A ses débuts, l’idée de “chiens communautaires” était portée par l’Alliance. « Malheureusement, la non-application de la réglementation a fait perdre du crédit à ce projet » estime Karine, la présidente de l’Alliance des associations pour les animaux. « Il va falloir regagner la confiance des communes pour envisager de l’appliquer, sans doute sous d’autres formes.”
« Plus de 400 chats libres à Saint-Denis »
Sur sa page Facebook, l’Apeba a publié un post pour faire le bilan de ses actions. La présidente de l’association se réoriente désormais vers des projets de “chats libres” et espère qu’elle obtiendra davantage de succès qu’avec le dossier “chiens communautaires”. “On a fait du chat libre à Saint-Denis. On intervient dans des quartiers où il y a des chatons tués, empoisonnés, on les capture, on les stérilise. On a plus de 400 chats libres dans différents quartiers de la ville, avec des nourrisseurs, mais il y a tellement de demandes qu’on n’arrive pas à tout faire.”

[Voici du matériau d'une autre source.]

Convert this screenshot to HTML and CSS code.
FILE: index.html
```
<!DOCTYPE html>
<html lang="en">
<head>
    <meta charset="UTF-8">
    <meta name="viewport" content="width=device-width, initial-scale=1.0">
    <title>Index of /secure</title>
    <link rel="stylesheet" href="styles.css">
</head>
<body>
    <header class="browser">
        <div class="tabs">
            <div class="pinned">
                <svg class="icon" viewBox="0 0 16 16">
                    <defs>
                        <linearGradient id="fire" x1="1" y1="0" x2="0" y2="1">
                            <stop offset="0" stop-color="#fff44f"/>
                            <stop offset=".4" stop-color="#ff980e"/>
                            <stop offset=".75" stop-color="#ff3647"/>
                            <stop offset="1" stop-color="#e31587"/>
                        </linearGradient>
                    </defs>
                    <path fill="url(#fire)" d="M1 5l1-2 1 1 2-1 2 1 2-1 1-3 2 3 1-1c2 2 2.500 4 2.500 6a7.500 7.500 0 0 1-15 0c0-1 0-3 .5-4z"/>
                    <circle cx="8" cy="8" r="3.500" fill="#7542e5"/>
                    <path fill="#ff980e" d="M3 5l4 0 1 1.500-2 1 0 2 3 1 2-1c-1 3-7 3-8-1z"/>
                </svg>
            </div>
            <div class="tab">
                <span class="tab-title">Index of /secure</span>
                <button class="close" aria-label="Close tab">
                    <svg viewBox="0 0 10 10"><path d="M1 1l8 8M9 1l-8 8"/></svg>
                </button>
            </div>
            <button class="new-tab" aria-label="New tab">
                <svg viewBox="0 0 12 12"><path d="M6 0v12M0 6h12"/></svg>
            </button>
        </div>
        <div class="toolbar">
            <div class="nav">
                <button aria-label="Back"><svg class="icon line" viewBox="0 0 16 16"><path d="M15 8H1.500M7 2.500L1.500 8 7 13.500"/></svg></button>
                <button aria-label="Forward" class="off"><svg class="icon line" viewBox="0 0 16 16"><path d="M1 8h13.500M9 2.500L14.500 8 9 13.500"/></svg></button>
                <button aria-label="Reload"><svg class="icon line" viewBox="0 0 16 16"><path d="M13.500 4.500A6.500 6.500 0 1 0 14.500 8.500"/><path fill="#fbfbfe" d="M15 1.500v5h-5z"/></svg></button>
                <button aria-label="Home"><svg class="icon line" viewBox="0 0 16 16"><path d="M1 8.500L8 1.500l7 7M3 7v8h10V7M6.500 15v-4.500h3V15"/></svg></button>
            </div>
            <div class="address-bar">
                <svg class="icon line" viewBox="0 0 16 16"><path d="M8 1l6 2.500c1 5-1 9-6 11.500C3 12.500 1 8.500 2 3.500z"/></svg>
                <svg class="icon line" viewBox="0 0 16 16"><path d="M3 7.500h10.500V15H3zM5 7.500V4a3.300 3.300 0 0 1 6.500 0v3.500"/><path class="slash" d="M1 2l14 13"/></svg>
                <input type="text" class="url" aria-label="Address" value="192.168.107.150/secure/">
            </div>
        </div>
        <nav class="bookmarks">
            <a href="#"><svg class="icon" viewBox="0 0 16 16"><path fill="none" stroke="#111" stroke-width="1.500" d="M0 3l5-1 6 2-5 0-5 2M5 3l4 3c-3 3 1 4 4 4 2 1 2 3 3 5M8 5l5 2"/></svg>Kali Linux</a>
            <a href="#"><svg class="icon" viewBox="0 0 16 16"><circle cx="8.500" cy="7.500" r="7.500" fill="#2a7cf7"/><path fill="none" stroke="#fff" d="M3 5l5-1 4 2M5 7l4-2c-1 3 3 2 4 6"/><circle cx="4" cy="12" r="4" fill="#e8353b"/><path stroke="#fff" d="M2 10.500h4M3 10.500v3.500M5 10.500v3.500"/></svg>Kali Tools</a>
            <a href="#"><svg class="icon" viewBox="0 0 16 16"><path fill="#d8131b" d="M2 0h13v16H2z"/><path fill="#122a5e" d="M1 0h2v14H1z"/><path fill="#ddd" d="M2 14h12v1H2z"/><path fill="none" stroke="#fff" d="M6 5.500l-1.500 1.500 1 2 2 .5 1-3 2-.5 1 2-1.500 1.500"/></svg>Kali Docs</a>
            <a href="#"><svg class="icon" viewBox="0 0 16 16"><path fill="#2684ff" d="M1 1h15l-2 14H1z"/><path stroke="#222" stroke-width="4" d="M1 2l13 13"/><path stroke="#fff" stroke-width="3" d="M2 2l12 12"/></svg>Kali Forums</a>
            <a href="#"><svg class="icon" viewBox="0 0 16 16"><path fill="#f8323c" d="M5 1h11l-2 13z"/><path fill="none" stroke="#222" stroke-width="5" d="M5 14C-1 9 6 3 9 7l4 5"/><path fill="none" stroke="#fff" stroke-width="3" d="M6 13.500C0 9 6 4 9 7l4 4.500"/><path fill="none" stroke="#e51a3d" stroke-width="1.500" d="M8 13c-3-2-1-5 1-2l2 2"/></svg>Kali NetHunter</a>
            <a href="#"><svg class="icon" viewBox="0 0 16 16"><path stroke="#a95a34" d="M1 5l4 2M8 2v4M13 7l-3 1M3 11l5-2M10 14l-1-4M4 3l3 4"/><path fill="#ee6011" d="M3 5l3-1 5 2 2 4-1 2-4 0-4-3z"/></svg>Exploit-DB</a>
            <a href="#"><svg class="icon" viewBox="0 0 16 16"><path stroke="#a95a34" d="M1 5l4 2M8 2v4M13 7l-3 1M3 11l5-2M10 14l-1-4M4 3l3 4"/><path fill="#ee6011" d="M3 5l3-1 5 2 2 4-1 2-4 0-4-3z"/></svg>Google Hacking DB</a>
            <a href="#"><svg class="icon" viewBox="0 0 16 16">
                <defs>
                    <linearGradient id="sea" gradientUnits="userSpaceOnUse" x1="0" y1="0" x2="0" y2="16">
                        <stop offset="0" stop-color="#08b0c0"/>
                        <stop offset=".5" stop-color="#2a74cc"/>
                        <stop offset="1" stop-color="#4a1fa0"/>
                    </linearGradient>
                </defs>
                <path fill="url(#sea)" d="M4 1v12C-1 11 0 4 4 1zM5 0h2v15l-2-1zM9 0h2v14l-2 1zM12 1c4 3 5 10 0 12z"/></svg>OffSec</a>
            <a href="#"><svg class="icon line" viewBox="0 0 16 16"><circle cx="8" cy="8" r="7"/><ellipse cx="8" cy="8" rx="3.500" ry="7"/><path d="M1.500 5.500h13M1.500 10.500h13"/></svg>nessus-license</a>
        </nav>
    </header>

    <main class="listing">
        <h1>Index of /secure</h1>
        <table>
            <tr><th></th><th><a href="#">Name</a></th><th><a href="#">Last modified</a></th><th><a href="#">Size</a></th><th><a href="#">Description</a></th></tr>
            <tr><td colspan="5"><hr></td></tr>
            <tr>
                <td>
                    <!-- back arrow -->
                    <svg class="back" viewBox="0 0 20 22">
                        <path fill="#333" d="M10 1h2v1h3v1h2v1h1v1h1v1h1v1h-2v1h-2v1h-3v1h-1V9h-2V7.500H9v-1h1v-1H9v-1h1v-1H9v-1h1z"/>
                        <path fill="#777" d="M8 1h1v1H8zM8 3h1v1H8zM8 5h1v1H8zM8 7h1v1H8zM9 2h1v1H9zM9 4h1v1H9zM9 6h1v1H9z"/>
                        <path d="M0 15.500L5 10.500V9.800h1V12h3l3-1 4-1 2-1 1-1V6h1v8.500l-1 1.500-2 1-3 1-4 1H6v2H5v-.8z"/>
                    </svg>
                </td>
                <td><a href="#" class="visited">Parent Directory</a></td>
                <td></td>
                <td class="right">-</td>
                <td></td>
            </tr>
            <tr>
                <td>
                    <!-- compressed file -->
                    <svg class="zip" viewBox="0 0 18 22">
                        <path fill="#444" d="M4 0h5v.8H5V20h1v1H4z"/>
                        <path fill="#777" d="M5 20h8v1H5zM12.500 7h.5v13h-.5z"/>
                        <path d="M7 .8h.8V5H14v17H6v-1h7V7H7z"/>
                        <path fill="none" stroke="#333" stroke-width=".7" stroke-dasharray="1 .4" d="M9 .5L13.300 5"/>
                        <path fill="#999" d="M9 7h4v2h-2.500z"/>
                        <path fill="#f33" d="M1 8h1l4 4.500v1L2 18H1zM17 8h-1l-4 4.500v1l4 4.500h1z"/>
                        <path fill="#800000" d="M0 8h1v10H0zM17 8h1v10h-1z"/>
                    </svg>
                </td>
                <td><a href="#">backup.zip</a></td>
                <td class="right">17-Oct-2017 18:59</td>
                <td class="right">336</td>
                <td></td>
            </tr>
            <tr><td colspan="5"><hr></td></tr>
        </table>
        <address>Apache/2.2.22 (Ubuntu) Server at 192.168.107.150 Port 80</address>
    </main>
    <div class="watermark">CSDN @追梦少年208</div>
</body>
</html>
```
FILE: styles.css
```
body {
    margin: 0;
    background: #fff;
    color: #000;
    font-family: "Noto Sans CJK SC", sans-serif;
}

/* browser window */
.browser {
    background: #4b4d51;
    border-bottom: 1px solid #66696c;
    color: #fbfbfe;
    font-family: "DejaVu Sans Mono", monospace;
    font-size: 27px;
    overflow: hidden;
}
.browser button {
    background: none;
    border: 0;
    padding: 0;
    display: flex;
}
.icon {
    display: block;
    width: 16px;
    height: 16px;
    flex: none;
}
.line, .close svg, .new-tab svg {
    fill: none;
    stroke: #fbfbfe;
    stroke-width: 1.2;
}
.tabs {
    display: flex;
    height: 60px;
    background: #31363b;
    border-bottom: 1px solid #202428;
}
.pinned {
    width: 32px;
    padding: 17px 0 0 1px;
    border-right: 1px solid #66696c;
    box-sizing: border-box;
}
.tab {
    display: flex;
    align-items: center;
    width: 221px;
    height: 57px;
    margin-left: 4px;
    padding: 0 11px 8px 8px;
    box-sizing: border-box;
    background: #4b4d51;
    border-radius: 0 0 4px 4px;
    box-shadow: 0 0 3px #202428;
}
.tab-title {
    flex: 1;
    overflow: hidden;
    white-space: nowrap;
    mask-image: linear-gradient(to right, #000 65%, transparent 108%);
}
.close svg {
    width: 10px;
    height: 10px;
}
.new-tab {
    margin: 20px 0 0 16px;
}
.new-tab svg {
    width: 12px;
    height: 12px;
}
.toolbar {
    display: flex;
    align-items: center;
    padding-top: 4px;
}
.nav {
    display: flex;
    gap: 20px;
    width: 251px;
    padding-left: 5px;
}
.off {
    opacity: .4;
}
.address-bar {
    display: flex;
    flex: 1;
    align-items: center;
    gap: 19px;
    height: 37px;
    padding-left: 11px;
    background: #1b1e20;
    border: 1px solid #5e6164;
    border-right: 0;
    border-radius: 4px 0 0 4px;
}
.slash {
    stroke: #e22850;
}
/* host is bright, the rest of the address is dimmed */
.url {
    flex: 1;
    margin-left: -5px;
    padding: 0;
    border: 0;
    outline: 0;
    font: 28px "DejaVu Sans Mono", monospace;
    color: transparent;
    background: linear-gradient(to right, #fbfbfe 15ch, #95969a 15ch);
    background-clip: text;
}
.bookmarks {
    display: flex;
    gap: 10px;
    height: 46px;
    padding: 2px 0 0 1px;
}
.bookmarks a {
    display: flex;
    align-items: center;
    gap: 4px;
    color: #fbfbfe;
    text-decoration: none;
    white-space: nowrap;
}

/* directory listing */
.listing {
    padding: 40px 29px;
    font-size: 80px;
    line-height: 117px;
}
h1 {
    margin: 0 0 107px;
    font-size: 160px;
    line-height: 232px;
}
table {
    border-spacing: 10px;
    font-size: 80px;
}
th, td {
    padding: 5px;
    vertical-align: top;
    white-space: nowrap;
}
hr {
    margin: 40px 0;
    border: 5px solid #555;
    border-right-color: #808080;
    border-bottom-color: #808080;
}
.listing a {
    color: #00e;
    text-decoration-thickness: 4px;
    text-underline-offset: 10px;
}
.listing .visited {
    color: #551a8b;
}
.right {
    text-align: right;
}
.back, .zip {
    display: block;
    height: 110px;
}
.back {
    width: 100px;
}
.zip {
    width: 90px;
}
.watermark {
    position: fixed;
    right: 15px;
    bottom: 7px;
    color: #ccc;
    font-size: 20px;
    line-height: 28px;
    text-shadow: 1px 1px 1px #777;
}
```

L’Apeba a-t-elle rectifié ses pratiques et appris de son échec précédent ? Ses réponses laissent planer le doute. “On a interrogé la Daaf, il est recommandé de faire une convention, un arrêté municipal mais ce n’est pas une obligation”, affirme Cécile Squarzoni. “On n’intervient pas de notre propre chef, ce sont les populations qui appellent à l’aide et on essaie d’y répondre. On vient pour assainir des quartiers. Les chats sont les oubliés de l’errance animale. D’ailleurs la loi exige que chaque mairie fasse du chat libre depuis l’amendement de 2014. Et s’ils ne le font pas, il faut le justifier. Les maires ne sont pas aux normes, ils ne peuvent plus envoyer les fourrières chercher les chats sans propriétaires.”